There was nothing new last year but, with good weather and lots of traffic, Sandaoling was just a great place to be, with never a dull moment and lots of scope for good shots.

This year things have changed again but invariably for the worse. Shift change at Dongbolizhan is a shadow of its former self and the long periods of inactivity in the pit soon get very tedious.

With the workshops and Nanzhan out of bounds and the line to Erjing outside the security cordon the number of places to photograph is more limited than ever and new shots were almost impossible to find.
Sandaoling is also becoming very popular with Chinese enthusiasts as well as general tourists and photographers. While I welcome their interest in steam, it does make it difficult to get good shots when there are loads of people wandering around in brightly coloured clothing and spending ages photographing every rivet on the engine from close up.

Many of them seem oblivious of the dangers of a working railway and will happily stand in the four-foot snapping away, a couple of feet ahead of a loco that’s about to move and almost certainly out of sight of the crew. If some idiot gets themselves killed or seriously injured, the mine will probably stop access for everyone, including those of us who act responsibly.

The additional security didn’t really cause us any major problems but just made it more time consuming getting around and made speculative visits to the mediocre locations on the Nanzhan system more hassle than they were worth.

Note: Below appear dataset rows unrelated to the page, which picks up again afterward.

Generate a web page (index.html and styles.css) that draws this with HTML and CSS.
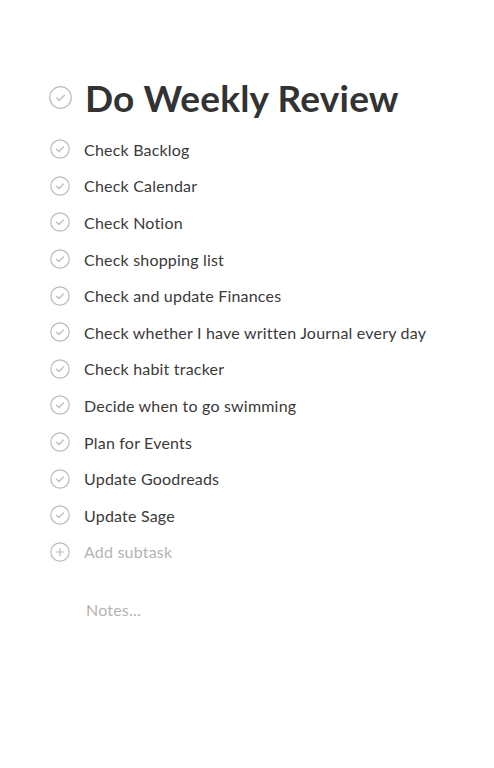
FILE: index.html
```html
<!DOCTYPE html>
<html lang="en">
<head>
    <meta charset="UTF-8">
    <meta name="viewport" content="width=device-width, initial-scale=1.0">
    <title>Do Weekly Review</title>
    <link rel="stylesheet" href="styles.css">
</head>
<body>
    <div class="task">
        <div class="task-header">
            <svg class="check big" viewBox="0 0 22 22"><circle cx="11" cy="11" r="10.3"/><path d="M7.3 11.3l2.6 2.5 4.8-5"/></svg>
            <h1 class="task-title">Do Weekly Review</h1>
        </div>

        <ul class="subtasks">
            <li class="subtask"><svg class="check" viewBox="0 0 20 20"><circle cx="10" cy="10" r="9.2"/><path d="M6.6 10.2l2.4 2.3 4.4-4.5"/></svg><span>Check Backlog</span></li>
            <li class="subtask"><svg class="check" viewBox="0 0 20 20"><circle cx="10" cy="10" r="9.2"/><path d="M6.6 10.2l2.4 2.3 4.4-4.5"/></svg><span>Check Calendar</span></li>
            <li class="subtask"><svg class="check" viewBox="0 0 20 20"><circle cx="10" cy="10" r="9.2"/><path d="M6.6 10.2l2.4 2.3 4.4-4.5"/></svg><span>Check Notion</span></li>
            <li class="subtask"><svg class="check" viewBox="0 0 20 20"><circle cx="10" cy="10" r="9.2"/><path d="M6.6 10.2l2.4 2.3 4.4-4.5"/></svg><span>Check shopping list</span></li>
            <li class="subtask"><svg class="check" viewBox="0 0 20 20"><circle cx="10" cy="10" r="9.2"/><path d="M6.6 10.2l2.4 2.3 4.4-4.5"/></svg><span>Check and update Finances</span></li>
            <li class="subtask"><svg class="check" viewBox="0 0 20 20"><circle cx="10" cy="10" r="9.2"/><path d="M6.6 10.2l2.4 2.3 4.4-4.5"/></svg><span>Check whether I have written Journal every day</span></li>
            <li class="subtask"><svg class="check" viewBox="0 0 20 20"><circle cx="10" cy="10" r="9.2"/><path d="M6.6 10.2l2.4 2.3 4.4-4.5"/></svg><span>Check habit tracker</span></li>
            <li class="subtask"><svg class="check" viewBox="0 0 20 20"><circle cx="10" cy="10" r="9.2"/><path d="M6.6 10.2l2.4 2.3 4.4-4.5"/></svg><span>Decide when to go swimming</span></li>
            <li class="subtask"><svg class="check" viewBox="0 0 20 20"><circle cx="10" cy="10" r="9.2"/><path d="M6.6 10.2l2.4 2.3 4.4-4.5"/></svg><span>Plan for Events</span></li>
            <li class="subtask"><svg class="check" viewBox="0 0 20 20"><circle cx="10" cy="10" r="9.2"/><path d="M6.6 10.2l2.4 2.3 4.4-4.5"/></svg><span>Update Goodreads</span></li>
            <li class="subtask"><svg class="check" viewBox="0 0 20 20"><circle cx="10" cy="10" r="9.2"/><path d="M6.6 10.2l2.4 2.3 4.4-4.5"/></svg><span>Update Sage</span></li>
            <li class="subtask add"><svg class="check" viewBox="0 0 20 20"><circle cx="10" cy="10" r="9.2"/><path d="M10 6.4v7.2M6.4 10h7.2"/></svg><span>Add subtask</span></li>
        </ul>

        <div class="notes">Notes...</div>
    </div>
</body>
</html>
```

FILE: styles.css
```css
body {
    margin: 0;
    background-color: #fff;
    font-family: Lato, "Open Sans", sans-serif;
    color: #3a3a3a;
}

.task {
    padding: 77px 0 0 49px;
}

.task-header {
    display: flex;
    align-items: center;
    gap: 13px;
    height: 40px;
}

.task-title {
    margin: 0;
    font-size: 37px;
    font-weight: 700;
    color: #333;
    letter-spacing: 0.2px;
}

.check {
    width: 20px;
    height: 20px;
    flex-shrink: 0;
    fill: none;
    stroke: #bcbcbc;
    stroke-width: 1.2;
    stroke-linecap: round;
    stroke-linejoin: round;
}

.check.big {
    width: 23px;
    height: 23px;
}

.subtasks {
    list-style: none;
    margin: 14px 0 0 1px;
    padding: 0;
}

.subtask {
    display: flex;
    align-items: center;
    gap: 14px;
    height: 36.6px;
    font-size: 16px;
    letter-spacing: 0.2px;
}

.subtask.add {
    color: #b4b4b4;
}

.notes {
    margin: 30px 0 0 37px;
    font-size: 16px;
    color: #b4b4b4;
    letter-spacing: 0.2px;
}
```
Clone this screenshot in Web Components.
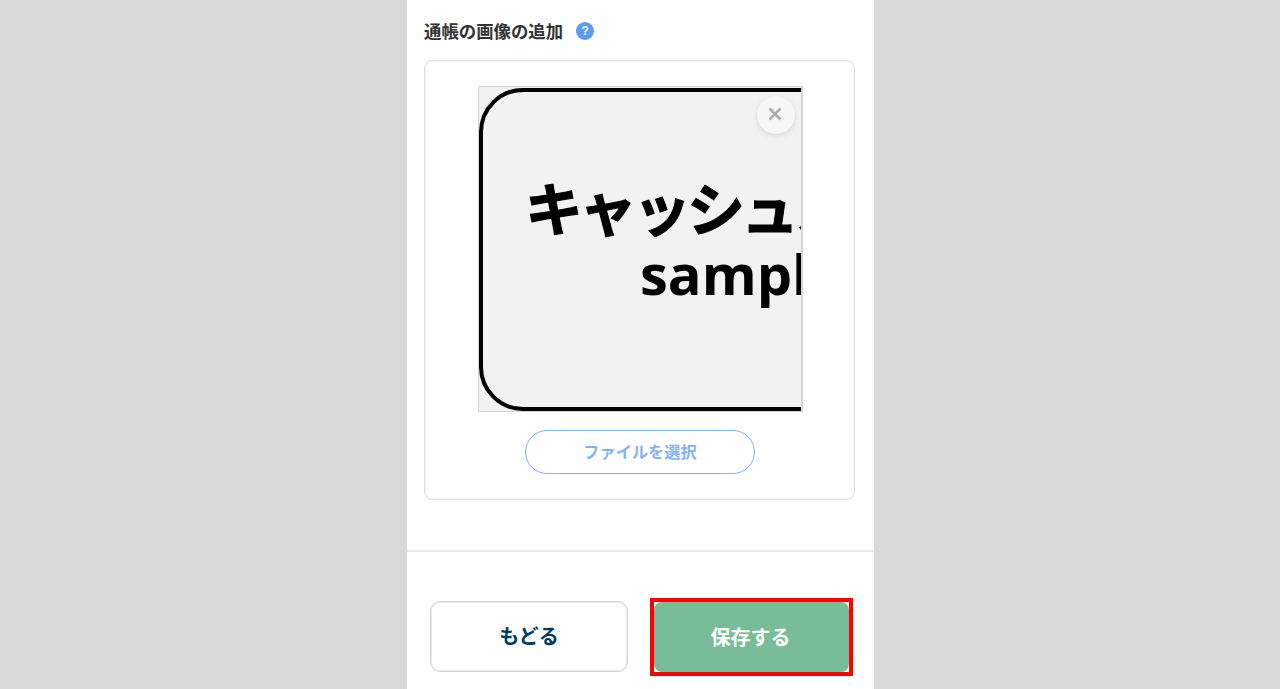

Maybe it’s time to call it a day and recognise that Sandaoling’s finest days are over and the best shots I’m going to get there are already in the bag. Maybe a few months away from real working steam will change my mind, or maybe not, we’ll just have to see.
Stacks Image 3510
On the Edge of Darkness
JS.8195 drifted down the bank from Kengkouzhan towards Xuanmeichang as the last glow of daylight faded in the western sky. Soon dusk would give way to darkness and the day's photography would be over. The sun hasn't yet set on Chinese steam but it feels like that time is getting very close.